Salt Production and use is Shifting the Natural Balances of Salt Ions across Earth Systems
The increasing saltiness of sources of freshwater is one of the biggest concerns.
It’s time to have a friendly chat about something crucial that isn’t getting the attention it deserves. Human activities are causing significant disruptions to Earth’s natural cycles, and one of the latest concerns is our impact on the planet’s salt cycle – a topic that’s been flying under the radar.
You see, while we’re all aware of the global issues like climate change and its impacts on wildlife, there’s another problem we need to address. According to a recent study, our actions are seriously messing with Earth’s salt cycle, and the consequences could be dire.
This research, conducted by experts from the University of Maryland, the University of Connecticut, Virginia Tech, and other institutions, has revealed what they’re calling an “existential threat” to our freshwater resources. Published in “Nature Review Earth & Environment” on Oct. 31st 2023, The Anthropogenic Salt Cycle, shows how excess salt propagates along the anthropogenic salt cycle, causing freshwater salinization syndrome to extend beyond freshwater supplies and affect food and energy production, air quality, human health and infrastructure.

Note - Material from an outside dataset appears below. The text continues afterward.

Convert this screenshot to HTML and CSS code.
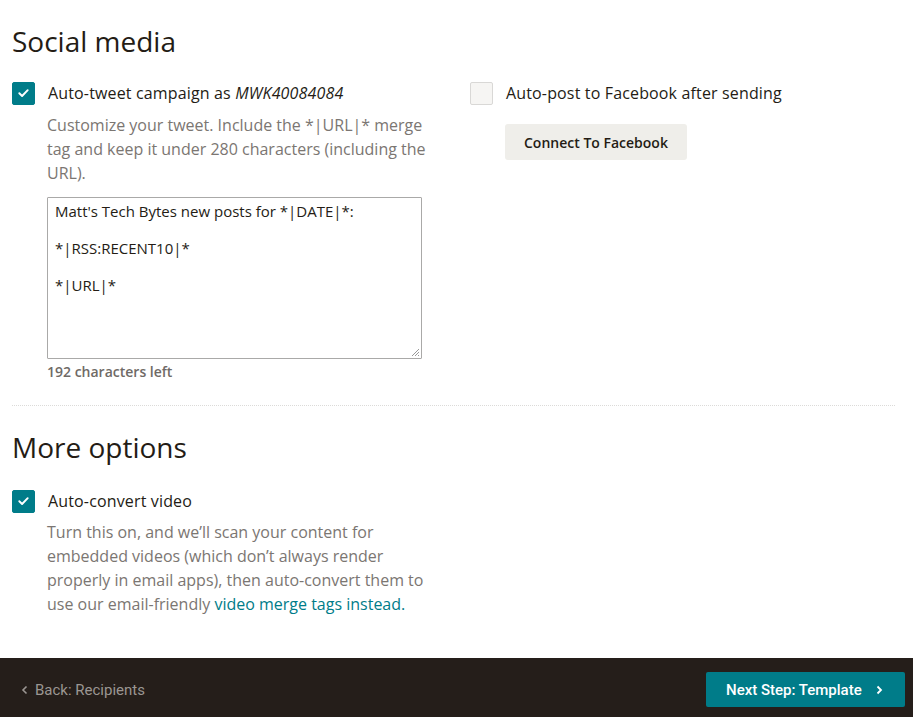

We’ve always had salt naturally brought up to the Earth’s surface over long periods by geological and hydrological processes. But here’s the twist – we’re accelerating this process through mining, land development, and the use of road salts to melt ice.
This isn’t just about table salt; it’s about various types of salts and their concentrations in rivers, soils, and even the air. Human-induced changes, like the drying up of lakes, are contributing to this problem. As ecologist Gene Likens from the University of Connecticut puts it, “It’s a cycle – from the deep Earth to the atmosphere – that’s been significantly perturbed by human activities.”
The findings are concerning. Approximately 2.5 billion acres of soil worldwide have been impacted by human-caused salinization, and road salt is making its way into the air. But perhaps the most alarming consequence is the increasing saltiness of our freshwater sources.
It’s essential to understand that salt levels have far-reaching effects, from influencing snowfall on mountaintops to our susceptibility to respiratory illnesses. This issue demands immediate attention.
So, here’s the call to action: let’s assess our impact on the salt cycle and work on reducing it. A good starting point could be the 44 billion pounds of salt used on US roads annually. It’s a complex issue, but it’s worth addressing, even if salt isn’t considered a primary drinking water contaminant. We need to take steps to regulate it and prevent it from reaching harmful levels in our environment.
In the end, it’s up to us to protect the balance of our planet’s natural systems. Together, we can make a difference and ensure a healthier, more sustainable future for all.